Curly-leaf pondweed (below) is an invasive species that occurs in Norway Lake.  The control of curly-leaf and other nuisance weeds is one of the associations primary goals.


Managing aquatic plants or “weeds”, (depending on the eye of the beholder) is undoubtedly the number one concern for many looking to enjoy time on or near the waters of the Norway Lake system.  To better understand the role the NLA and individual property owners can play in managing aquatic plants, consider the distinction between near-shore areas and common waters.

Near-shore (within 150 feet of shore)

Individual property owners may remove submerged weeds from portions of the near-shore area either by approved chemical treatment or mechanical harvesting, including hand pulling. Chemical treatment always requires a permit from the DNR. Permits for mechanical harvesting are only required if the removal area is greater than 2,500 ft² – 25′ x 100′, 50 x 50′, etc.  When permits are not required, the area to be cleared must not extend more than 50 feet along the shoreline or one-half the length of your shoreline, whichever is less.

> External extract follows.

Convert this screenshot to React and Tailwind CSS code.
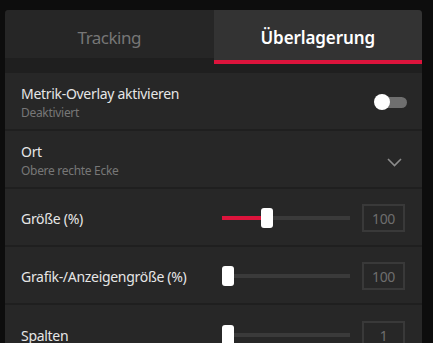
import React from "react";

function Toggle() {
  return (
    <div className="relative w-[33px] h-[16px] flex items-center">
      <div className="absolute left-[6px] right-0 h-[11px] rounded-full bg-[#6f6f6f]" />
      <div className="absolute left-0 w-[16px] h-[16px] rounded-full bg-white" />
    </div>
  );
}

function Slider({ pos }) {
  return (
    <div className="relative w-[128px] h-[20px] flex items-center">
      <div className="w-full h-[4px] bg-[#3a3a3a]" />
      {pos > 0 && (
        <div className="absolute left-0 h-[4px] bg-[#dc143c]" style={{ width: pos + 6 }} />
      )}
      <div
        className="absolute top-0 w-[12px] h-[20px] rounded-[3px] bg-white"
        style={{ left: pos }}
      />
    </div>
  );
}

function NumBox({ value }) {
  return (
    <div className="w-[43px] h-[28px] border-2 border-[#393939] flex items-center justify-center text-[14px] tracking-[-0.4px] text-[#6e6e6e]">
      {value}
    </div>
  );
}

function SliderRow({ label, pos, value, last }) {
  return (
    <div className={`h-[58px] flex items-center pl-[16px] pr-[17px] pt-[2px] ${last ? "" : "border-b-2 border-[#1f1f1f]"}`}>
      <div className="w-[201px] text-[14px] tracking-[-0.3px] text-[#e6e6e6]">{label}</div>
      <Slider pos={pos} />
      <div className="ml-[12px]">
        <NumBox value={value} />
      </div>
    </div>
  );
}

export default function App() {
  return (
    <div
      className="w-[433px] h-[343px] bg-[#0d0d0d] pt-[10px] pl-[5px] overflow-hidden"
      style={{ fontFamily: '"Noto Sans", "Open Sans", sans-serif' }}
    >
      <div className="w-[417px] h-[400px] rounded-t-[4px] overflow-hidden bg-[#272727]">
        <div className="flex items-start bg-[#1f1f1f]">
          <div className="flex-1 h-[48px] bg-[#262626] flex items-center justify-center pt-[8px] text-[17px] tracking-[-0.5px] text-[#767676]">
            Tracking
          </div>
          <div className="flex-1 h-[54px] bg-[#333333] border-b-4 border-[#dc143c] flex items-center justify-center pt-[6px] text-[17px] tracking-[-0.1px] font-semibold text-white">
            Überlagerung
          </div>
        </div>
        <div className="h-[9px] bg-[#1f1f1f]" />

        <div className="h-[58px] flex items-center justify-between pl-[16px] pr-[15px] pt-[2px] border-b-2 border-[#1f1f1f]">
          <div className="flex flex-col">
            <div className="text-[14px] leading-[20px] tracking-[-0.3px] text-[#e6e6e6]">Metrik-Overlay aktivieren</div>
            <div className="text-[12px] leading-[16px] mt-[1px] tracking-[-0.3px] text-[#777777]">Deaktiviert</div>
          </div>
          <Toggle />
        </div>

        <div className="h-[58px] flex items-center justify-between pl-[16px] pr-[20px] pt-[2px] border-b-2 border-[#1f1f1f]">
          <div className="flex flex-col">
            <div className="text-[14px] leading-[20px] tracking-[-0.3px] text-[#e6e6e6]">Ort</div>
            <div className="text-[12px] leading-[16px] mt-[1px] tracking-[-0.3px] text-[#777777]">Obere rechte Ecke</div>
          </div>
          <svg width="15" height="9" viewBox="0 0 15 9" fill="none" className="mt-[4px]">
            <polyline points="1,1 7.5,7.5 14,1" stroke="#8c8c8c" strokeWidth="1.6" />
          </svg>
        </div>

        <SliderRow label="Größe (%)" pos={39} value="100" />
        <SliderRow label="Grafik-/Anzeigengröße (%)" pos={0} value="100" />
        <SliderRow label="Spalten" pos={0} value="1" last />
      </div>
    </div>
  );
}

Common Waters (greater than 150 feet from shore)

Permits to mechanically harvest plants in common water are typically issued to organizations such as lake assocations.  Permits to chemically control plants in common water are not issued except, perhaps, under special circumstances and in experimental operations.

The distinction between near-shore and common waters means that the NLA can not mechanically harvest weeds adjacent to individual properties except by contract.  Any such work is done at the property owners expense and areas greater than 2,500 square feet require a permit.